Question:A concave mirror has a focal length of 13 cm. This mirror forms an image located 52 cm in front of the mirror. What is the magnification of the mirror? (Include the sign.)

Answers:I hope you know how to use the equation: 1/u + 1/v = 1/f u = Distance of object, +ve if real, -ve if virtual. v = Distance of image, +ve if real, -ve if virtual. f = Focal length, +ve if concave mirror, -ve if convex mirror. For object, In front of mirror = real (+ve) Behind the mirror = virtual (-ve)*** ***This is the special case for object to behind the mirror, but it's not impossible. For image, In front of mirror = upright wrt. object = virtual (-ve) Behind the mirror = inverted wrt. object = real (+ve) *wrt. = with respect to Now, come back to calculation, 1/u + 1/(-52) = 1/13 1/u = 1/13 + 1/52 1/u = 5/52 u = +10.4 cm Question wants magnification, so by definition, M = v/u M = (-13)/(+10.4) M = -1.25 Negative sign means image is inverted wrt. object and 1.25 mean image is large than object by 1.25. Hope it helps you.

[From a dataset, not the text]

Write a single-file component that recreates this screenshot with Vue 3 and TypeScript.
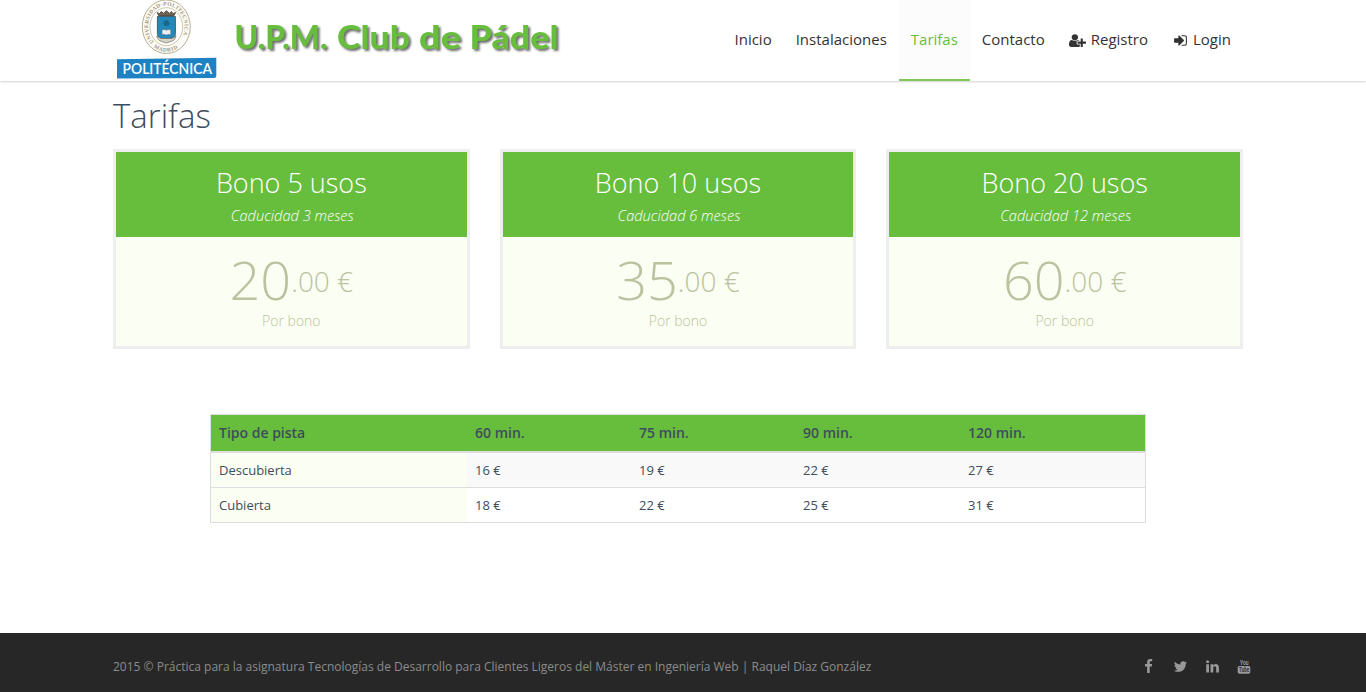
<script setup lang="ts">
interface NavItem {
  label: string
  active?: boolean
  icon?: 'register' | 'login'
}

interface Pass {
  title: string
  validity: string
  price: string
}

interface Rate {
  court: string
  prices: number[]
}

interface Social {
  name: string
  path?: string
}

const navItems: NavItem[] = [
  { label: 'Inicio' },
  { label: 'Instalaciones' },
  { label: 'Tarifas', active: true },
  { label: 'Contacto' },
  { label: 'Registro', icon: 'register' },
  { label: 'Login', icon: 'login' },
]

const passes: Pass[] = [
  { title: 'Bono 5 usos', validity: 'Caducidad 3 meses', price: '20' },
  { title: 'Bono 10 usos', validity: 'Caducidad 6 meses', price: '35' },
  { title: 'Bono 20 usos', validity: 'Caducidad 12 meses', price: '60' },
]

const headings: string[] = ['Tipo de pista', '60 min.', '75 min.', '90 min.', '120 min.']

const rates: Rate[] = [
  { court: 'Descubierta', prices: [16, 19, 22, 27] },
  { court: 'Cubierta', prices: [18, 22, 25, 31] },
]

const socials: Social[] = [
  {
    name: 'facebook',
    path: 'M1343 12v264h-157q-86 0-116 36t-30 108v189h293l-39 296h-254v759h-306v-759h-255v-296h255v-218q0-186 104-288.5t277-102.5q147 0 228 12z',
  },
  {
    name: 'twitter',
    path: 'M1684 408q-67 98-162 167 1 14 1 42 0 130-38 259.5t-115.5 248.5-184.5 210.5-258 146-323 54.5q-271 0-496-145 35 4 78 4 225 0 401-138-105-2-188-64.5t-114-159.5q33 5 61 5 43 0 85-11-112-23-185.5-111.5t-73.5-205.5v-4q68 38 146 41-66-44-105-115t-39-154q0-88 44-163 121 149 294.5 238.5t371.5 99.5q-8-38-8-74 0-134 94.5-228.5t228.5-94.5q140 0 236 102 109-21 205-78-37 115-142 178 93-10 186-50z',
  },
  {
    name: 'linkedin',
    path: 'M477 625v991h-330v-991h330zm21-306q1 73-50.5 122t-135.5 49h-2q-82 0-132-49t-50-122q0-74 51.5-122.5t134.5-48.5 133 48.5 51 122.5zm1166 729v568h-329v-530q0-105-40.5-164.5t-126.5-59.5q-63 0-105.5 34.5t-63.5 85.5q-11 30-11 81v553h-329q2-399 2-647t-1-296l-1-48h329v144h-2q20-32 41-56t56.5-52 87-43.5 114.5-15.5q171 0 275 113.5t104 332.5z',
  },
  { name: 'youtube' },
]
</script>

<template>
  <div class="page">
    <header class="header">
      <div class="brand">
        <svg class="crest" width="104" height="81" viewBox="113 0 104 81">
          <ellipse cx="166.3" cy="26.7" rx="24" ry="26.8" fill="#fdfcf8" stroke="#b9ad8c" stroke-width="1" />
          <ellipse cx="166.3" cy="26.7" rx="16.4" ry="19" fill="#fff" stroke="#c9bf9f" stroke-width="0.9" />
          <path id="ring" d="M154 41.800 A18.200 20.800 0 1 1 178.600 41.800" fill="none" />
          <path id="ring-low" d="M153.500 47.200 A22.400 25 0 0 0 179.100 47.200" fill="none" />
          <text class="seal-text"><textPath href="#ring" textLength="86">UNIVERSIDAD·POLITECNICA</textPath></text>
          <text class="seal-text"><textPath href="#ring-low" textLength="26">MADRID</textPath></text>
          <path d="M157.3 12.5l1.2 3h15.6l1.4-3-2.5 1.2-1.6-2.3-2 2-3-2.6-3 2.6-2-2-1.8 2.3z" fill="#6e6354" stroke="#5b5145" stroke-width="1" />
          <path d="M157.4 16.5h18v17q0 4.500-4.500 5h-9q-4.500-.5-4.500-5z" fill="#2389bd" stroke="#45616c" stroke-width="1" />
          <circle cx="166.400" cy="23.300" r="2.700" fill="#166184" />
          <path d="M166.400 19v8.600M162.100 23.300h8.600M163.400 20.300l6 6M169.400 20.300l-6 6" stroke="#256e88" stroke-width=".6" />
          <path d="M162 29.800q2.400-.8 4.400.3 2-1.100 4.400-.3v5q-2.400-.6-4.400.3-2-.9-4.400-.3z" fill="#e7eff0" stroke="#566d75" stroke-width=".6" />
          <path d="M156.800 36q1 4.800 5 5.400l4.600 1.600 4.600-1.600q4-.6 5-5.400l-4 2.500h-11.200z" fill="#d9d5c8" stroke="#756e60" stroke-width=".7" />
          <path d="M117 59.200L216.300 57.800V76.200Q216.200 78 214 78L117 78.500z" fill="#1d82c4" />
          <text class="crest-label" x="122.500" y="74.200" textLength="89.500" lengthAdjust="spacingAndGlyphs">POLITÉCNICA</text>
        </svg>
        <svg class="club" width="335" height="42" viewBox="230 17 335 42">
          <text y="48.500">
            <tspan x="234.500" textLength="93" lengthAdjust="spacingAndGlyphs">U.P.M.</tspan>
            <tspan x="337" textLength="73" lengthAdjust="spacingAndGlyphs">Club</tspan>
            <tspan x="419" textLength="42" lengthAdjust="spacingAndGlyphs">de</tspan>
            <tspan x="469.500" textLength="89" lengthAdjust="spacingAndGlyphs">Pádel</tspan>
          </text>
        </svg>
      </div>
      <nav class="nav">
        <a v-for="item in navItems" :key="item.label" :class="['nav-item', item.icon, { active: item.active }]">
          <svg v-if="item.icon === 'register'" class="register-icon" viewBox="0 0 2048 1792">
            <path d="M704 896q-159 0-271.5-112.5t-112.5-271.5 112.5-271.5 271.5-112.5 271.5 112.5 112.5 271.5-112.5 271.5-271.5 112.5zm960 128h352q13 0 22.5 9.5t9.5 22.5v192q0 13-9.5 22.5t-22.5 9.500h-352v352q0 13-9.5 22.5t-22.5 9.5h-192q-13 0-22.5-9.5t-9.5-22.5v-352h-352q-13 0-22.5-9.5t-9.5-22.5v-192q0-13 9.5-22.5t22.5-9.5h352v-352q0-13 9.5-22.5t22.5-9.5h192q13 0 22.5 9.5t9.5 22.5v352zm-736 224q0 52 38 90t90 38h256v238q-68 50-171 50h-874q-121 0-194-69t-73-190q0-53 3.5-103.5t14-109 26.5-108.5 43-97.5 62-81 85.5-53.5 111.5-20q19 0 39 17 79 61 154.5 91.5t164.5 30.5 164.5-30.5 154.5-91.5q20-17 39-17 132 0 217 96h-223q-52 0-90 38t-38 90v192z" />
          </svg>
          <svg v-else-if="item.icon === 'login'" class="login-icon" viewBox="128 0 1536 1792">
            <path d="M1312 896q0 26-19 45l-544 544q-19 19-45 19t-45-19-19-45v-288h-448q-26 0-45-19t-19-45v-384q0-26 19-45t45-19h448v-288q0-26 19-45t45-19 45 19l544 544q19 19 19 45zm352-352v704q0 119-84.5 203.5t-203.5 84.5h-320q-13 0-22.5-9.5t-9.5-22.5q0-4-1-20t-.5-26.5 3-23.500 10-19.5 20.5-6.5h320q66 0 113-47t47-113v-704q0-66-47-113t-113-47h-312l-11.5-1-11.5-3-8-5.5-7-9-2-13.5q0-4-1-20t-.5-26.5 3-23.5 10-19.5 20.5-6.5h320q119 0 203.5 84.5t84.5 203.5z" />
          </svg>
          <span>{{ item.label }}</span>
        </a>
      </nav>
    </header>

    <main class="content">
      <h1>Tarifas</h1>
      <section class="passes">
        <article v-for="pass in passes" :key="pass.title" class="pass">
          <div class="pass-head">
            <h2>{{ pass.title }}</h2>
            <em>{{ pass.validity }}</em>
          </div>
          <div class="pass-body">
            <div class="price"><span class="amount">{{ pass.price }}</span><span class="cents">.00 €</span></div>
            <div class="unit">Por bono</div>
          </div>
        </article>
      </section>

      <table class="rates">
        <colgroup>
          <col class="col-court" />
          <col class="col-rate" />
          <col class="col-rate" />
          <col class="col-rate-wide" />
          <col />
        </colgroup>
        <thead>
          <tr>
            <th v-for="heading in headings" :key="heading">{{ heading }}</th>
          </tr>
        </thead>
        <tbody>
          <tr v-for="rate in rates" :key="rate.court">
            <td class="court">{{ rate.court }}</td>
            <td v-for="price in rate.prices" :key="price">{{ price }} €</td>
          </tr>
        </tbody>
      </table>
    </main>

    <footer class="footer">
      <p>2015 © Práctica para la asignatura Tecnologías de Desarrollo para Clientes Ligeros del Máster en Ingeniería Web | Raquel Díaz González</p>
      <div class="socials">
        <a v-for="social in socials" :key="social.name">
          <svg v-if="social.path" viewBox="0 0 1792 1792"><path :d="social.path" /></svg>
          <svg v-else class="youtube" viewBox="0 0 14 16">
            <text x="3" y="6.300" textLength="8.400" lengthAdjust="spacingAndGlyphs">You</text>
            <rect x=".7" y="7" width="12.600" height="7.700" rx="1.600" />
            <text class="tube" x="2" y="13.300" textLength="10.200" lengthAdjust="spacingAndGlyphs">Tube</text>
          </svg>
        </a>
      </div>
    </footer>
  </div>
</template>

<style>
html,
body {
  margin: 0;
  overflow: hidden;
}
</style>

<style scoped>
.page {
  height: 692px;
  display: flex;
  flex-direction: column;
  background: #fff;
  color: #3e4d5c;
  font-family: "Open Sans", "Noto Sans", sans-serif;
  font-size: 13px;
}

.header {
  box-sizing: border-box;
  height: 81px;
  flex: none;
  display: flex;
  justify-content: space-between;
  padding: 0 123px 0 113px;
  box-shadow: 0 1px 2px rgba(0, 0, 0, 0.18);
}

.brand {
  display: flex;
}

.crest {
  display: block;
  overflow: visible;
}

.seal-text {
  font: 700 5.500px "Liberation Serif", serif;
  fill: #a39777;
}

.crest-label {
  font: 600 15px Lato, sans-serif;
  fill: #fff;
}

.club {
  display: block;
  margin: 17px 0 0 13px;
  font: 900 32px Lato, sans-serif;
  fill: #67bd3c;
  filter: drop-shadow(2px 2px 1px rgba(60, 60, 60, 0.75));
}

.nav {
  display: flex;
}

.nav-item {
  box-sizing: border-box;
  height: 81px;
  display: flex;
  align-items: center;
  padding: 0 12px 3px;
  color: #333;
  font-size: 15px;
  white-space: nowrap;
}

.nav-item.active {
  color: #67bd3c;
  background: #fcfcfc;
  border-bottom: 2px solid #7cc957;
  padding-bottom: 1px;
}

.nav-item svg {
  fill: #333;
  height: 15px;
  margin-top: 2px;
}

.register-icon {
  width: 17px;
  margin-right: 5px;
}

.login-icon {
  width: 13px;
  margin: 0 6px 0 2px;
}

.content {
  flex: 1;
  padding: 0 123px 0 113px;
}

h1 {
  margin: 11px 0 9px;
  font-size: 33px;
  line-height: 48px;
  font-weight: 300;
}

.passes {
  display: grid;
  grid-template-columns: repeat(3, 1fr);
  gap: 30px;
}

.pass {
  box-sizing: border-box;
  height: 200px;
  border: 3px solid #eee;
  text-align: center;
}

.pass-head {
  box-sizing: border-box;
  height: 85px;
  padding-top: 11px;
  background: #67bd3c;
  color: #fff;
}

h2 {
  margin: 0;
  font-size: 27px;
  line-height: 40px;
  font-weight: 300;
}

.pass-head em {
  display: block;
  padding-left: 2px;
  font-size: 14.600px;
  line-height: 24px;
  font-weight: 300;
}

.pass-body {
  box-sizing: border-box;
  height: 109px;
  padding-top: 16px;
  background: #fbfef2;
  color: #bac39f;
  font-weight: 300;
}

.price {
  height: 56px;
  display: flex;
  justify-content: center;
  line-height: 56px;
}

.amount {
  font-size: 54px;
  line-height: 52px;
}

.cents {
  font-size: 28px;
}

.unit {
  font-size: 14px;
  line-height: 24px;
}

.rates {
  width: 936px;
  margin: 65px 0 0 97px;
  table-layout: fixed;
  border-collapse: separate;
  border-spacing: 0;
  border: 1px solid #ddd;
}

.col-court {
  width: 256px;
}

.col-rate {
  width: 164px;
}

.col-rate-wide {
  width: 165px;
}

th,
td {
  box-sizing: border-box;
  padding: 0 8px;
  text-align: left;
  line-height: 18px;
}

th {
  height: 38px;
  background: #67bd3c;
  background-clip: padding-box;
  border-bottom: 2px solid #ddd;
  font-size: 14px;
  font-weight: 600;
}

td {
  height: 34px;
}

tbody tr:first-child td {
  height: 35px;
  border-bottom: 1px solid #ddd;
  background: #f9f9f9;
}

tbody tr td.court,
tbody tr:first-child td.court {
  background: #fbfef2;
}

.footer {
  box-sizing: border-box;
  height: 59px;
  flex: none;
  display: flex;
  align-items: center;
  justify-content: space-between;
  padding: 8px 114px 0 113px;
  background: #272727;
  color: #8c8c8c;
}

.footer p {
  margin: 0;
  font-size: 12.010px;
}

.socials {
  display: flex;
  gap: 16px;
}

.socials a {
  width: 16px;
  height: 16px;
  display: flex;
  align-items: center;
  justify-content: center;
}

.socials svg {
  width: 15px;
  height: 15px;
  fill: #999;
}

.socials .youtube {
  width: 14px;
  height: 16px;
  overflow: visible;
  font: 700 7.500px Roboto, sans-serif;
}

.youtube .tube {
  font-size: 7px;
  fill: #333;
}
</style>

Question:A concave mirror has a focal length of 11 cm. The mirror forms an image located 32 cm in front of the mirror. What is the magnification of the mirror?

Answers:1/f = 1/i + 1/o where f = focal length o = distance of object from lens i = distance of image from lens 1/o = 1/11 - 1/32 o = 16.76 cm m = -32/16.76 m = -1.91, where the negative sign indicates the image is inverted

Question:A concave mirror has a focal length of 20 cm. What is the magnification if the object and image distance are 10 cm and -20 cm respectively?

Answers:well, magnification = v/u where 'v' is the image distance 'u' is the object distance m = -20/10 = -2. where negative sign represents that it is a virtual image.

Question:A concave mirror has a focal length of 31.6 cm. Determine the object position for which the resulting image is upright and six times the size of the subject. I have gotten 36.86cm and was told that this was an incorrect answer.

Answers:since its a concave mirror, f = -31.6 cm let object position be u and image position v magnifivation m = - v/u = h'/h h is abject size n h' image size resulting image is uprigth so h' is +ve and is 6h - v/u = 6 or v = -6u by mirror formula 1/v+1/u=1/f 1/u = 1/f-1/v 1/u = 1/f + 1/6u 5/(6u) = 1/f u = f * 5/6 u = 31.6 * 5/6 u= 26.3 cm(approx) its kept at a distance 26.3 cm from the pole of the concave mirror.